Duffy retired from Congress in 2019, but remained in Washington to work with the lobbying firm BGR Group as the cohead of their financial services lobbying wing.

While at BGR Group, Duffy worked as a lobbyist for some of the nation’s biggest airlines. In 2020, he worked on behalf of the Partnership for Open and Fair Skies, a coalition of airlines including American Airlines, Delta, and United.

At the time, the partnership, which also included airline unions, was fighting subsidies received by the airlines’ foreign rivals. Considering that a handful of airlines control 80 percent of the US market, the fact that Duffy worked on behalf of the biggest airlines is a major concern, said McGee.

“The fact is that in this market, we have an oligopoly,” he said. “And the people that Mr Duffy represented as a lobbyist — they are that oligopoly.”

Duffy has also lobbied on behalf of auto manufacturers and fossil fuel interests — both realms that the Transportation Department oversees. Duffy lobbied for Polaris, an auto manufacturer, from 2019 to 2023. He also worked on behalf of Enterprise Products, a Texas-based natural gas and oil pipeline company.

Disclosures show that Duffy was lobbying the Transportation Department on behalf of Enterprise Products.

Duffy also directly lobbied on behalf of software company SAS Institute, the now-defunct blockchain company Diem Networks, and financial firms like S&P Global and Gramercy Funds Management LLC, among others.

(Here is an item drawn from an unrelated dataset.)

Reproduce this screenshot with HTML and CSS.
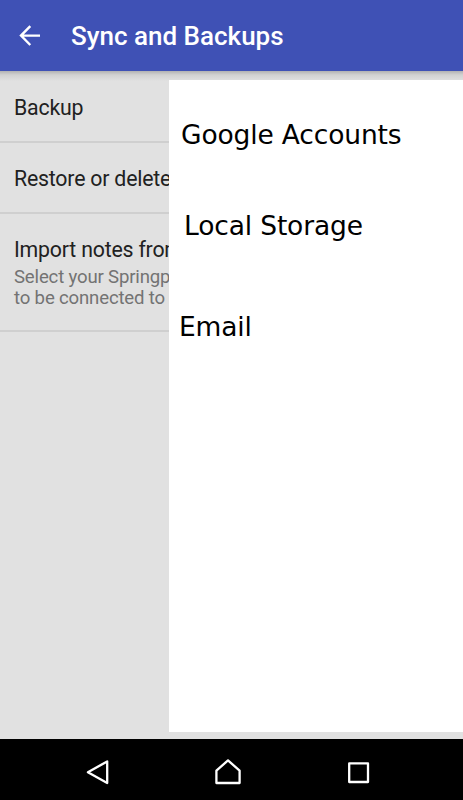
FILE: index.html
```
<!DOCTYPE html>
<html lang="en">
<head>
<meta charset="utf-8">
<title>Sync and Backups</title>
<link rel="stylesheet" href="styles.css">
</head>
<body>
<div class="screen">
  <header class="bar">
    <svg class="back" width="22" height="22" viewBox="0 0 22 22"><path d="M22 10.6H3M12.3 1.2L3 10.6l9.3 9.4"/></svg>
    <h1 class="title">Sync and Backups</h1>
  </header>
  <main class="content">
    <section class="settings">
      <div class="item">Backup</div>
      <div class="item">Restore or delete</div>
      <div class="item item-tall">Import notes from
        <p class="summary">Select your Springp<br>to be connected to</p>
      </div>
    </section>
    <section class="panel">
      <div class="option google">Google Accounts</div>
      <div class="option local">Local Storage</div>
      <div class="option email">Email</div>
    </section>
  </main>
  <nav class="nav">
    <svg width="26" height="28" viewBox="0 0 26 28"><path d="M22.2 3.4v21.6L2.9 14.2z"/></svg>
    <svg width="28" height="28" viewBox="0 0 28 28"><path d="M13 2.4L24.6 12.6v12.4H1.4V12.6z"/></svg>
    <svg width="26" height="28" viewBox="0 0 26 28"><path d="M3.2 5.4h18.8v18.6H3.2z"/></svg>
  </nav>
</div>
</body>
</html>
```

FILE: styles.css
```
* { box-sizing: border-box; }
body { margin: 0; font-family: Roboto, sans-serif; }
.screen {
  width: 463px;
  height: 800px;
  display: flex;
  flex-direction: column;
  overflow: hidden;
  background: #e1e1e1;
}
.bar {
  flex: none;
  height: 71px;
  display: flex;
  align-items: center;
  padding-left: 18px;
  gap: 31px;
  background: #3f51b5;
}
.back { fill: none; stroke: #fff; stroke-width: 2.4; }
.title { margin: 0; font-size: 26px; font-weight: 500; color: #fff; white-space: nowrap; }
.content {
  flex: 1;
  display: grid;
  grid-template-columns: 169px 1fr;
  background: linear-gradient(#b2b2b2, #d2d2d2 4px, #e1e1e1 10px);
}
.settings { overflow: hidden; padding-top: 1px; color: #212121; }
.item {
  height: 71px;
  padding: 22px 0 0 14px;
  border-bottom: 2px solid #cfcfcf;
  font-size: 21.3px;
  letter-spacing: -0.2px;
  line-height: 27px;
  white-space: nowrap;
}
.item-tall { height: 118px; }
.summary { margin: 4px 0 0; font-size: 18.6px; letter-spacing: -0.17px; line-height: 21px; color: #737373; }
.panel {
  margin: 9px 0 7px;
  padding: 37px 0 0 12px;
  background: #fff;
  color: #000;
  font-family: "DejaVu Sans", sans-serif;
  font-size: 26.5px;
  letter-spacing: -0.15px;
  line-height: 36px;
}
.local { margin: 55px 0 0 3px; }
.email { margin: 65px 0 0 -2px; }
.nav {
  flex: none;
  height: 61px;
  padding: 5px 91px 0 85px;
  display: flex;
  align-items: center;
  justify-content: space-between;
  background: #000;
}
.nav svg { fill: none; stroke: #fff; stroke-width: 2.3; stroke-linejoin: round; }
```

While he hasn’t registered any lobbying since 2023 and now works primarily as a host on the Fox News program The Bottom Line offering commentary on business and politics issues, Duffy continues to serve on BGR’s advisory board.

Last year, Duffy appeared on Fox News to openly criticize current transportation secretary Pete Buttigieg’s investigation into Southwest Airlines following the 2023 holiday travel meltdown that left more than a million people stranded. Instead, Duffy called for more deregulation of the industry that he could soon oversee.

“Southwest will fix this,” he told the host. “Pete Buttigieg never will.”